For my setup, since I am using an NVIDIA GPU and I wanted to run a server that I would access from other machines, I went with the server-cuda version. The documentation provides docker commands for starting the image but I always prefer to convert this into a docker-compose.yml to make it easier to work with.

services:
  llama:
    image: ghcr.io/ggml-org/llama.cpp:server-cuda
    restart: unless-stopped
    environment:
      # Use this for a one time download
      # - LLAMA_ARG_MODEL_URL=https://huggingface.co/unsloth/Qwen3.5-35B-A3B-UD-Q3_K_XL.gguf
      - LLAMA_ARG_MODEL=/root/.cache/llama.cpp/unsloth_Qwen3.5-35B-A3B-GGUF_Qwen3.5-35B-A3B-UD-Q3_K_XL.gguf
      - LLAMA_ARG_CTX_SIZE=64000
    volumes:
      - ${AI_DIR}/models:/root/.cache/llama.cpp/
    ports:
      - 8080:8080
    deploy:
      resources:
        reservations:
          devices:
            - driver: nvidia
              count: 1
              capabilities: [gpu]

A few callouts when looking at this configuration

• Make sure to have the docker nvidia toolkit installed. This makes it easy to use your GPU within the container in the deploy section
• You’ll want to configure a volume mount for your downloaded models. These can be large and take a while to download. It’s nice not having to wait again if you switch models or recreate your container
• LLAMA_ARG_MODEL_URL tells the server where to download the model from on hugging face. I will start this container with this to download a new model and then restart it with this line commented out
• LLAMA_ARG_MODEL This is the already downloaded model that you want the server to run when it starts. It’d be nice if this had matched the download link closer. Probably my biggest issue is figuring out what I got wrong translating between the two
• LLAMA_ARG_CTX_SIZE This allows you to specify the context size allowed. If it isn’t set, llama.cpp will try to use the context specified by the model. I use this if the model is using too much memory and running slow to limit the context.

There are some additional environment variables that you can set but these are the ones that I found myself using the most. If you expose your server publicly, make sure to set the LLAMA_API_KEY so a random isn’t able to access your server.

Once this is running, you can access the UI at <server url>:8080 or connect with agent of choice at <server url>:8080/v1.

How does it run?

The main reason I wanted to try out llama.cpp was because I kept getting response errors. My agents would chug along fine but every few responses would be some kind of server error. I also kept seeing a number of tools that I wanted to try that had support for llama.cpp but not ollama. What made me finally decide to switch was a comment online claiming they got a 30% performance boost by switching. I felt this was probably an exaguration since ollama actually uses llama.cpp under the hood but I figured even a small speed up wouldn’t hurt.
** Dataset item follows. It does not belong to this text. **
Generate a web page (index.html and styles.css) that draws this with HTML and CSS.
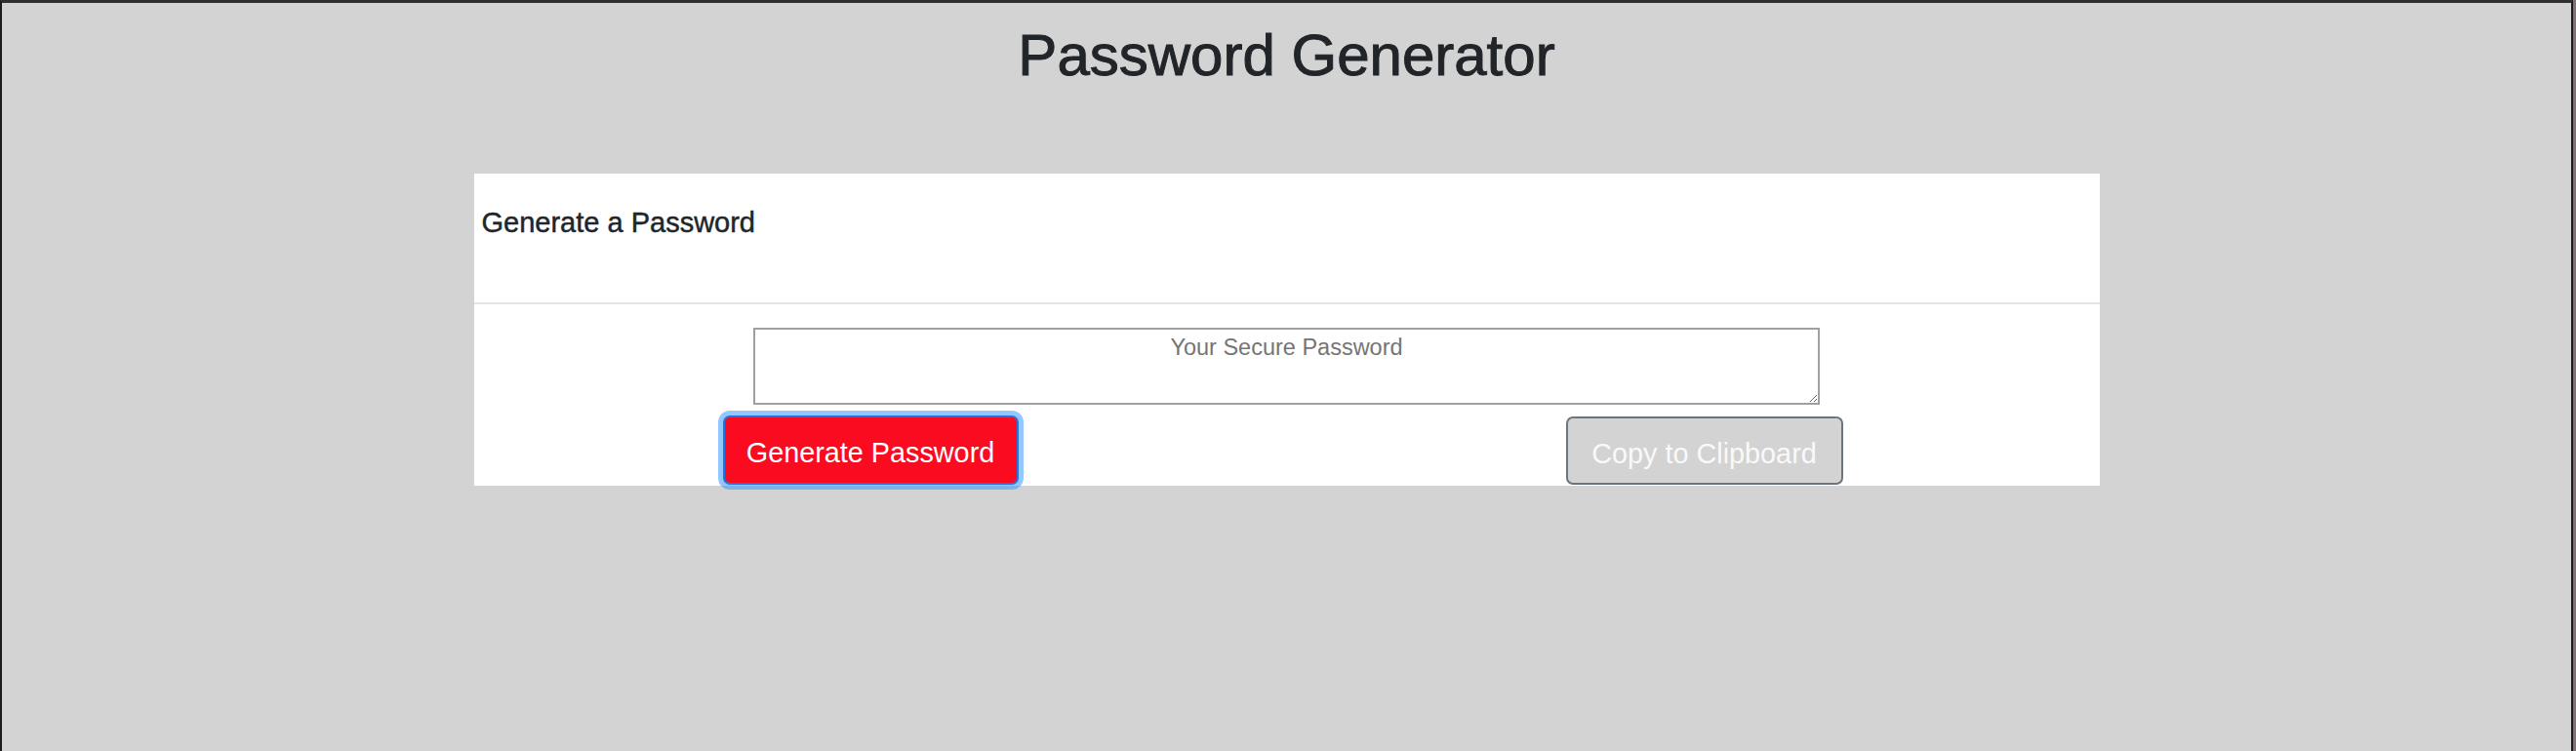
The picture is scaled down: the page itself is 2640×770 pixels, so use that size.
FILE: index.html
```html
<!DOCTYPE html>
<html lang="en">
<head>
<meta charset="utf-8">
<title>Password Generator</title>
<link rel="stylesheet" href="styles.css">
</head>
<body>
<div class="window">
  <h1 class="title">Password Generator</h1>
  <div class="card">
    <div class="card-header">
      <h2 class="card-title">Generate a Password</h2>
    </div>
    <div class="card-body">
      <textarea class="password" placeholder="Your Secure Password" aria-label="Generated Password"></textarea>
      <div class="actions">
        <button class="btn btn-generate" type="button">Generate Password</button>
        <button class="btn btn-copy" type="button" disabled>Copy to Clipboard</button>
      </div>
    </div>
  </div>
</div>
</body>
</html>
```

FILE: styles.css
```css
html {
  background: #7f7374;
}

body {
  margin: 0;
  font-family: "Liberation Sans", Arial, Helvetica, sans-serif;
  color: #212529;
}

.window {
  box-sizing: border-box;
  min-height: 770px;
  margin-right: 3px;
  background: #d3d3d3;
  border-top: 3px solid #2f2f31;
  border-left: 2px solid #1c1c1c;
  border-right: 2px solid #1c1c1c;
  overflow: hidden;
}

.title {
  margin: 18px 0 85px;
  font-size: 60px;
  line-height: 72px;
  font-weight: 400;
  text-align: center;
  color: #212529;
  -webkit-text-stroke: 1px #212529;
}

.card {
  width: 1666px;
  margin: 0 auto;
  background: #ffffff;
}

.card-header {
  padding: 33px 8px 64px;
  border-bottom: 2px solid #e4e4e4;
}

.card-title {
  margin: 0;
  font-size: 29px;
  line-height: 35px;
  font-weight: 400;
  color: #212529;
  -webkit-text-stroke: 0.45px #212529;
}

.card-body {
  padding: 24px 0 1px;
}

.password {
  display: block;
  box-sizing: border-box;
  width: 1093px;
  height: 79px;
  margin: 0 auto;
  padding: 1px 3px;
  border: 2px solid #a0a0a0;
  font-family: "Liberation Sans", Arial, Helvetica, sans-serif;
  font-size: 23.5px;
  line-height: 1.5;
  text-align: center;
  color: #212529;
  background: #ffffff;
}

.password::placeholder {
  color: #757575;
}

.actions {
  display: flex;
  justify-content: space-between;
  align-items: flex-start;
  margin-top: 11px;
  padding: 0 263px 0 255px;
}

.btn {
  box-sizing: border-box;
  height: 71px;
  padding: 14px 0 10px;
  border-radius: 7px;
  font-family: "Liberation Sans", Arial, Helvetica, sans-serif;
  font-size: 28.8px;
  line-height: 44px;
  font-weight: 400;
  text-align: center;
  white-space: nowrap;
}

.btn-generate {
  width: 303px;
  background: #fa0b1f;
  color: #ffffff;
  border: 2px solid #1f74e6;
  box-shadow: 0 0 0 5px rgba(38, 143, 255, 0.5);
}

.btn-copy {
  width: 284px;
  margin-top: 1px;
  height: 70px;
  background: #d3d3d3;
  color: #f8f9fa;
  border: 2px solid #6c757d;
}
```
I was plesently surpised by how much llama.cpp ran and how easy it was to setup. The server response errors were completely gone, interacting with the agent was faster, and, the biggest surprise, was the slowdown I previously saw when my context was offloaded into the system memory was gone. I occasionally increase my context size and I have yet to be able to tell when the offloading starts to happen. I’m currently at a context 4 times what it was with ollama.
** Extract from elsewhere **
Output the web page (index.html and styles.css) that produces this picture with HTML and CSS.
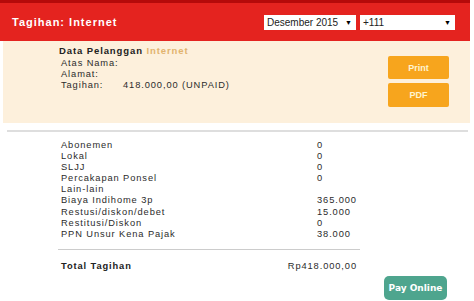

Feeling faster is one thing but some numbers to look at are a lot better. If you open up the llama.cpp logs you will see that it prints the eval times for every prompt it receives:

llama  | prompt eval time =     237.44 ms /   127 tokens (    1.87 ms per token,   534.88 tokens per second)
llama  |        eval time =    4215.06 ms /   320 tokens (   13.17 ms per token,    75.92 tokens per second)
llama  |       total time =    4452.49 ms /   447 tokens

I’m not sure why they don’t print the total time conversion but for this specific prompt I ended up getting 9.96 ms per token or 44.52 tokens per second. Unfortunetely, I don’t have these numbers from ollama to compare to but I have found other’s post their numbers online and this seems to be a speed that many find acceptable. For a 35B model, I’m very happy with these numbers. I actually plan to sacrifice some of this speed for ways to improve the accuracy of the model since I frequently leave the agent running in a loop and I’m not waiting on the response.

Drawbacks

I’ve only found one drawback to moving to llama.cpp and that is the model pulling method. Having to restart the container to have it pull a different model is a little annoying. There is probably an easy way to do this through the API but I’m not downloading a lot of models or switching frequently and it hasn’t bothered me enough to even look into it.

Conclusion

Overall, if you are running a local model, llama.cpp is a solid choice. All of the original inconvenienses of running the server are completely gone. There are a lot of different options available anymore but many of them are just a wrapper around llama.cpp. It would be nice to have some other options to compare to but the speed I’m seeing without any real inconveniences makes it hard for me to be motivated to even try something different.